Ladies and gentleman, I am a medical student. I also have the pleasure of representing our twelve-hundred and fifty medical students at the British Medical Association. I would like to respond to the speakers in opposition.

Doctors prescribe drugs that can cause harm, as most can, if necessary. Doctors have a duty to intervene to protect the public, if necessary. And doctors put aside their prejudices to protect their patients’ health by whatever means necessary.

We are taught to use only those treatments that work. And whatever the good old boys sat around the table at the Royal College may think, I can assure you that a young generation of medical students that is willing to adopt evidence-base practices is coming. Heroin prescription works in all those countries that use it. I urge you to support this motion. Thank you.

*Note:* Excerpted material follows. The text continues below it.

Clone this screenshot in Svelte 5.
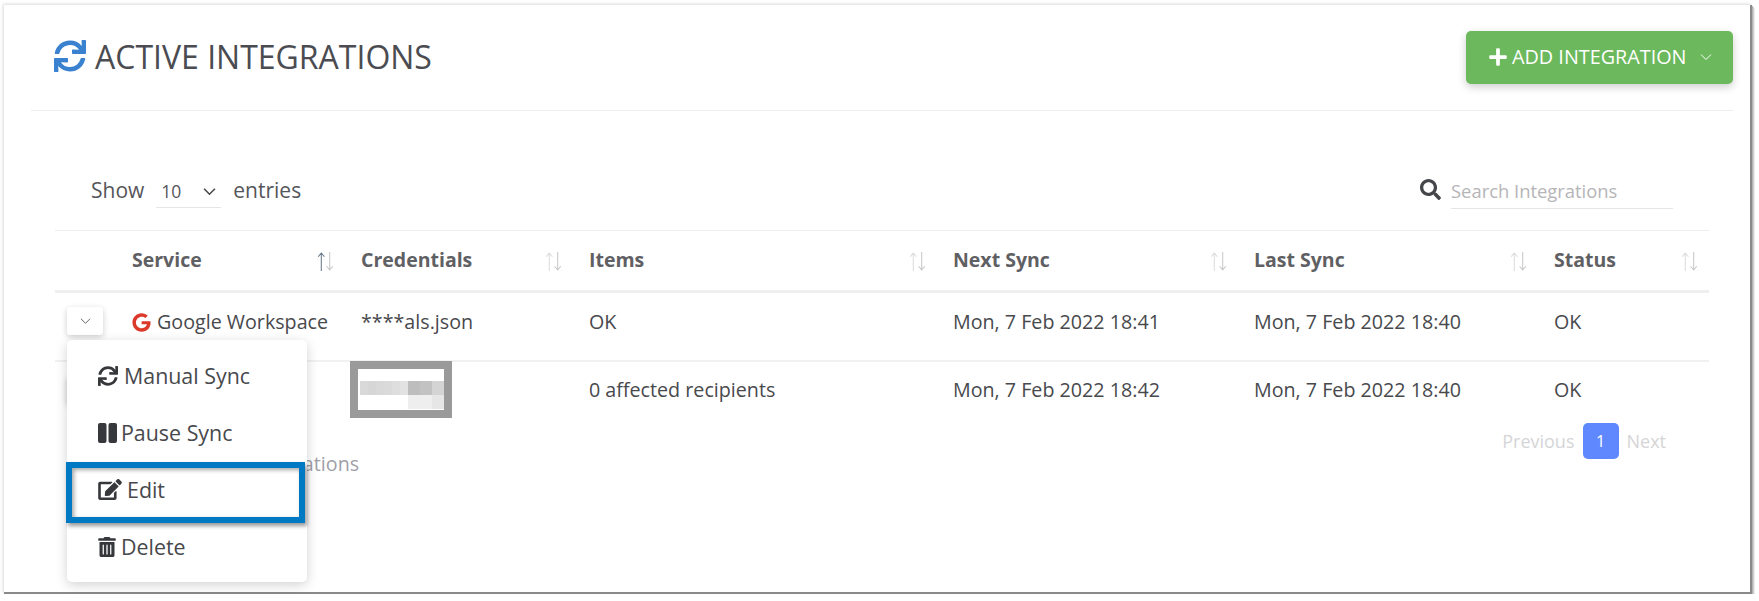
<script>
  const syncPath = 'M440.65 12.57l4 82.77A247.16 247.16 0 0 0 255.83 8C134.73 8 33.91 94.92 12.29 209.82A12 12 0 0 0 24.09 224h49.05a12 12 0 0 0 11.67-9.26 175.91 175.91 0 0 1 317-56.94l-101.46-4.86a12 12 0 0 0-12.57 12v47.41a12 12 0 0 0 12 12H500a12 12 0 0 0 12-12V12a12 12 0 0 0-12-12h-47.37a12 12 0 0 0-11.98 12.57zM255.83 432a175.61 175.61 0 0 1-146-77.8l101.8 4.87a12 12 0 0 0 12.57-12v-47.4a12 12 0 0 0-12-12H12a12 12 0 0 0-12 12V500a12 12 0 0 0 12 12h47.35a12 12 0 0 0 12-12.6l-4.15-82.57A247.17 247.17 0 0 0 255.83 504c121.11 0 221.93-86.92 243.55-201.82a12 12 0 0 0-11.8-14.18h-49.05a12 12 0 0 0-11.67 9.26A175.86 175.86 0 0 1 255.83 432z';

  const columns = [
    { label: '', width: 61, sortable: false },
    { label: 'Service', width: 229, sortable: true, active: true },
    { label: 'Credentials', width: 228, sortable: true },
    { label: 'Items', width: 364, sortable: true },
    { label: 'Next Sync', width: 301, sortable: true },
    { label: 'Last Sync', width: 300, sortable: true },
    { label: 'Status', width: 171, sortable: true }
  ];

  const rows = [
    { service: 'Google Workspace', google: true, cred: '****als.json', items: 'OK', next: 'Mon, 7 Feb 2022 18:41', last: 'Mon, 7 Feb 2022 18:40', status: 'OK' },
    { service: '', google: false, cred: '', items: '0 affected recipients', next: 'Mon, 7 Feb 2022 18:42', last: 'Mon, 7 Feb 2022 18:40', status: 'OK' }
  ];

  // pixelated patch over the blurred credential
  const blurTop = [
    { w: 8, c: '#d9d9d9' }, { w: 8, c: '#d6d6d6' }, { w: 8, c: '#d9d9d9' }, { w: 8, c: '#dadada' },
    { w: 8, c: '#dedede' }, { w: 8, c: '#e2e2e2' }, { w: 12, c: '#bdbdbd' }, { w: 12, c: '#c2c2c2' },
    { w: 12, c: '#d4d4d4' }
  ];
  const blurBottom = [
    { w: 24, c: '#eeeeee' }, { w: 12, c: '#e6e6e6' }
  ];
</script>

<div class="card">
  <header class="head">
    <h1>
      <svg class="title-icon" viewBox="0 0 512 512"><path d={syncPath} /></svg>
      ACTIVE INTEGRATIONS
    </h1>
    <button class="add">
      <svg class="plus" viewBox="0 0 448 512"><path d="M416 208H272V64c0-17.67-14.33-32-32-32h-32c-17.67 0-32 14.33-32 32v144H32c-17.67 0-32 14.33-32 32v32c0 17.67 14.33 32 32 32h144v144c0 17.67 14.33 32 32 32h32c17.67 0 32-14.33 32-32V304h144c17.67 0 32-14.33 32-32v-32c0-17.67-14.33-32-32-32z" /></svg>
      <span>ADD INTEGRATION</span>
      <svg class="chev-light" viewBox="0 0 12 8"><path d="M1 1.5l5 5 5-5" /></svg>
    </button>
  </header>

  <div class="body">
    <div class="controls">
      <div class="length">
        Show
        <span class="select">10
          <svg viewBox="0 0 12 8"><path d="M1 1.5l5 5 5-5" /></svg>
        </span>
        entries
      </div>
      <div class="search">
        <svg viewBox="0 0 512 512"><path d="M505 442.7L405.3 343c-4.5-4.5-10.6-7-17-7H372c27.6-35.3 44-79.7 44-128C416 93.1 322.9 0 208 0S0 93.1 0 208s93.1 208 208 208c48.3 0 92.7-16.4 128-44v16.3c0 6.4 2.5 12.5 7 17l99.7 99.7c9.4 9.4 24.6 9.4 33.9 0l28.3-28.3c9.4-9.4 9.4-24.6.1-34zM208 336c-70.7 0-128-57.2-128-128 0-70.7 57.2-128 128-128 70.7 0 128 57.2 128 128 0 70.7-57.2 128-128 128z" /></svg>
        <span class="field">Search Integrations</span>
      </div>
    </div>

    <table>
      <colgroup>
        {#each columns as col}
          <col style="width: {col.width}px" />
        {/each}
      </colgroup>
      <thead>
        <tr>
          {#each columns as col}
            <th>
              {#if col.sortable}
                <div class="th-inner">
                  <span>{col.label}</span>
                  <svg class="sort" viewBox="0 0 18 20">
                    <path class={col.active ? 'up on' : 'up'} d="M5 19V2M2 5.5L5 2l3 3.5" />
                    <path class="down" d="M13 1v17M10 14.5l3 3.5 3-3.5" />
                  </svg>
                </div>
              {/if}
            </th>
          {/each}
        </tr>
      </thead>
      <tbody>
        {#each rows as row, i}
          <tr>
            <td class="toggle">
              <button class="chev-btn" aria-label="Actions">
                <svg viewBox="0 0 12 8"><path d="M1 1.5l5 5 5-5" /></svg>
              </button>
            </td>
            <td>
              {#if row.google}
                <span class="service">
                  <svg class="g" viewBox="0 0 488 512"><path d="M488 261.8C488 403.3 391.1 504 248 504 110.8 504 0 393.2 0 256S110.8 8 248 8c66.8 0 123 24.5 166.3 64.9l-67.5 64.9C258.5 52.6 94.3 116.6 94.3 256c0 86.5 69.1 156.6 153.7 156.6 98.2 0 135-70.4 140.8-106.9H248v-85.3h236.1c2.3 12.7 3.9 24.9 3.9 41.4z" /></svg>
                  {row.service}
                </span>
              {/if}
            </td>
            <td>{row.cred}</td>
            <td>{row.items}</td>
            <td>{row.next}</td>
            <td>{row.last}</td>
            <td>{row.status}</td>
          </tr>
        {/each}
      </tbody>
    </table>

    <div class="foot">
      <div class="info">Showing 1 to 2 of 2 Integrations</div>
      <div class="pager">
        <span>Previous</span>
        <span class="page">1</span>
        <span>Next</span>
      </div>
    </div>
  </div>

  <div class="redact">
    <div class="blur">
      {#each blurTop as cell}
        <i style="width: {cell.w}px; background: {cell.c}"></i>
      {/each}
    </div>
    <div class="blur low">
      {#each blurBottom as cell}
        <i style="width: {cell.w}px; background: {cell.c}"></i>
      {/each}
    </div>
  </div>

  <ul class="menu">
    <li>
      <svg class="sync" viewBox="0 0 512 512"><path d={syncPath} /></svg>
      Manual Sync
    </li>
    <li>
      <svg class="pause" viewBox="0 0 19 20"><rect width="8.5" height="20" rx="2" /><rect x="10.5" width="8.5" height="20" rx="2" /></svg>
      Pause Sync
    </li>
    <li>
      <svg class="edit" viewBox="0 0 576 512"><path d="M402.6 83.2l90.2 90.2c3.8 3.8 3.8 10 0 13.8L274.4 405.6l-92.8 10.3c-12.4 1.4-22.9-9.1-21.5-21.5l10.3-92.8L388.8 83.2c3.8-3.8 10-3.8 13.8 0zm162-22.9l-48.8-48.8c-15.2-15.2-39.9-15.2-55.2 0l-35.4 35.4c-3.8 3.8-3.8 10 0 13.8l90.2 90.2c3.8 3.8 10 3.8 13.8 0l35.4-35.4c15.2-15.3 15.2-40 0-55.2zM384 346.2V448H64V128h229.8c3.2 0 6.2-1.3 8.5-3.5l40-40c7.6-7.6 2.2-20.5-8.5-20.5H48C21.5 64 0 85.5 0 112v352c0 26.5 21.5 48 48 48h352c26.5 0 48-21.5 48-48V306.2c0-10.7-12.9-16-20.5-8.5l-40 40c-2.2 2.3-3.5 5.3-3.5 8.5z" /></svg>
      Edit
    </li>
    <li>
      <svg class="trash" viewBox="0 0 448 512"><path d="M32 464a48 48 0 0 0 48 48h288a48 48 0 0 0 48-48V128H32zm272-256a16 16 0 0 1 32 0v224a16 16 0 0 1-32 0zm-96 0a16 16 0 0 1 32 0v224a16 16 0 0 1-32 0zm-96 0a16 16 0 0 1 32 0v224a16 16 0 0 1-32 0zM432 32H312l-9.4-18.7A24 24 0 0 0 281.1 0H166.8a23.72 23.72 0 0 0-21.4 13.3L136 32H16A16 16 0 0 0 0 48v32a16 16 0 0 0 16 16h416a16 16 0 0 0 16-16V48a16 16 0 0 0-16-16z" /></svg>
      Delete
    </li>
  </ul>

  <div class="highlight"></div>
</div>

<style>
  :global(body) {
    background: #fff;
    font-family: "Open Sans", "Liberation Sans", sans-serif;
    color: #48494d;
  }
  .card {
    position: relative;
    box-sizing: content-box;
    width: 1746px;
    height: 587px;
    margin: 5px 0 0 4px;
    background: #fff;
    border-right: 2px solid #8a8a8a;
    border-bottom: 2px solid #8a8a8a;
    box-shadow:
      1px 1px 0 #b4b4b4,
      2px 2px 0 #d0d0d0,
      3px 3px 0 #ececec,
      -1px -1px 3px rgba(0, 0, 0, 0.15);
    font-size: 19.7px;
  }
  .head {
    display: flex;
    justify-content: space-between;
    align-items: flex-start;
    margin: 0 17px 0 27px;
    height: 105px;
    border-bottom: 1px solid #eeeeee;
  }
  h1 {
    display: flex;
    align-items: center;
    gap: 9px;
    margin: 32px 0 0 23px;
    font-size: 32px;
    line-height: 40px;
    font-weight: 400;
    color: #4b4c51;
  }
  .title-icon {
    width: 32px;
    height: 32px;
    margin-top: -2px;
    fill: #3a82d0;
  }
  .add {
    display: flex;
    align-items: center;
    width: 267px;
    height: 53px;
    margin-top: 26px;
    padding: 0 0 2px 23px;
    box-sizing: border-box;
    border: 0;
    border-radius: 5px;
    background: #6cb85c;
    color: #fff;
    font: 19.8px "Open Sans", sans-serif;
    box-shadow: 0 3px 8px rgba(0, 0, 0, 0.2);
  }
  .plus {
    width: 18px;
    height: 20px;
    margin-right: 5px;
    fill: #fff;
  }
  .chev-light {
    width: 12px;
    height: 8px;
    margin-left: 14px;
    fill: none;
    stroke: #fff;
    stroke-width: 1;
  }
  .body {
    margin-left: 51px;
    width: 1654px;
  }
  .controls {
    display: flex;
    justify-content: space-between;
    height: 119px;
    box-sizing: border-box;
    padding: 64px 36px 0 36px;
  }
  .length {
    display: flex;
    align-items: flex-start;
    gap: 12px;
    height: 44px;
    font-size: 21px;
    line-height: 31px;
    color: #55565a;
  }
  .select {
    display: flex;
    align-items: center;
    justify-content: space-between;
    box-sizing: border-box;
    width: 65px;
    height: 33px;
    padding: 0 5px;
    font-size: 17.5px;
    border-bottom: 1px solid #e6e6e6;
  }
  .select svg {
    width: 13px;
    height: 9px;
    fill: none;
    stroke: #48494d;
    stroke-width: 1.5;
  }
  .search {
    display: flex;
    align-items: flex-start;
    gap: 10px;
  }
  .search svg {
    width: 21px;
    height: 21px;
    margin-top: 4px;
    fill: #45464a;
  }
  .field {
    width: 222px;
    height: 33px;
    font-size: 18.4px;
    line-height: 31px;
    border-bottom: 1px solid #e6e6e6;
    color: #b5b5b8;
  }
  table {
    width: 1654px;
    table-layout: fixed;
    border-collapse: collapse;
    border-top: 1px solid #eeeeee;
  }
  th {
    height: 57px;
    padding: 0 10px 2px 16px;
    text-align: left;
    font-weight: 700;
    font-size: 19.5px;
    color: #5f6063;
    border-bottom: 3px solid #efefef;
  }
  .th-inner {
    display: flex;
    justify-content: space-between;
    align-items: center;
  }
  .sort {
    width: 19px;
    height: 21px;
    margin-top: 4px;
    fill: none;
    stroke-width: 1;
  }
  .sort .up,
  .sort .down {
    stroke: #dcdcdc;
  }
  .sort .up.on {
    stroke: #6b7a8c;
  }
  .sort .down {
    stroke: #c8c8c8;
  }
  td {
    padding: 15px 16px 0;
    height: 43px;
    line-height: 26px;
    vertical-align: top;
    border-bottom: 2px solid #f1f1f1;
    white-space: nowrap;
  }
  tbody tr:first-child td {
    padding-top: 16px;
    height: 51px;
  }
  tbody tr:last-child td {
    border-bottom: 0;
  }
  td.toggle,
  tbody tr:first-child td.toggle {
    padding: 14px 0 0 12px;
  }
  .chev-btn {
    display: flex;
    align-items: center;
    justify-content: center;
    width: 36px;
    height: 28px;
    padding: 0;
    border: 0;
    border-radius: 3px;
    background: #fff;
    box-shadow: 0 2px 6px rgba(0, 0, 0, 0.2);
  }
  .chev-btn svg {
    width: 11px;
    height: 8px;
    fill: none;
    stroke: #55565a;
    stroke-width: 1;
  }
  .service {
    display: flex;
    align-items: center;
    gap: 6px;
  }
  .g {
    width: 19px;
    height: 19px;
    fill: #db3a2b;
  }
  .foot {
    display: flex;
    justify-content: space-between;
    padding: 3px 43px 0 14px;
  }
  .info {
    margin-top: 28px;
    color: #a0a0a8;
    line-height: 26px;
  }
  .pager {
    display: flex;
    align-items: center;
    gap: 8px;
    height: 36px;
    font-size: 18px;
    color: #d5d5d7;
  }
  .page {
    width: 36px;
    height: 36px;
    line-height: 36px;
    text-align: center;
    border-radius: 5px;
    background: #5f88ff;
    color: #fff;
    font-size: 16px;
  }
  .redact {
    position: absolute;
    left: 346px;
    top: 356px;
    box-sizing: border-box;
    width: 102px;
    height: 57px;
    border: 8px solid #9a9a9a;
    background: #fff;
    padding-top: 12px;
  }
  .blur {
    display: flex;
    height: 14px;
    margin-left: 2px;
  }
  .blur.low {
    margin-left: 50px;
  }
  .blur i {
    display: block;
    height: 14px;
  }
  .menu {
    position: absolute;
    left: 63px;
    top: 335px;
    box-sizing: border-box;
    width: 240px;
    height: 242px;
    margin: 0;
    padding: 7px 0 0;
    list-style: none;
    background: #fff;
    border-radius: 5px;
    box-shadow: 0 3px 12px rgba(0, 0, 0, 0.18);
  }
  .menu li {
    display: flex;
    align-items: center;
    gap: 5px;
    height: 57px;
    padding-left: 31px;
    font-size: 21.4px;
    color: #48494d;
  }
  .menu svg {
    fill: #37383b;
  }
  .sync {
    width: 20px;
    height: 20px;
    margin-right: 1px;
  }
  .pause {
    width: 19px;
    height: 20px;
    margin-right: -1px;
  }
  .edit {
    width: 24px;
    height: 21px;
  }
  .trash {
    width: 18px;
    height: 20px;
  }
  .highlight {
    position: absolute;
    left: 62px;
    top: 457px;
    box-sizing: border-box;
    width: 239px;
    height: 61px;
    border: 6px solid #0079c4;
    box-shadow: 2px 3px 4px rgba(0, 0, 0, 0.4), inset 2px 2px 4px rgba(0, 0, 0, 0.35);
  }
</style>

The reference to the RCGP is a response to this press release from 2002 which was quoted by Professor McKeganey. I am unconvinced by its arguments: that heroin has a low Therapeutic Index (so does methadone) and that it is more expensive (if we mass-produced it it wouldn’t be). When I talk about countries that use it, I am thinking of Sweden and Switzerland. Switzerland, under its system of direct democracy, they recently approved a referendum to make it permanent:

Final results from the national referendum showed 68% of voters supported the plan.

The scheme, allowing addicts to inject the drug under medical supervision at a clinic, began in Zurich 14 years ago before spreading across the country.

But in another referendum vote, 63% of voters rejected the decriminalisation of cannabis.BBC

This Times of London piece discusses the costs of the scheme vs. the costs of the drug scene in the UK. The scheme still has its opponents but heroin addiction and its human, social and financial cost has dropped dramatically in Switzerland.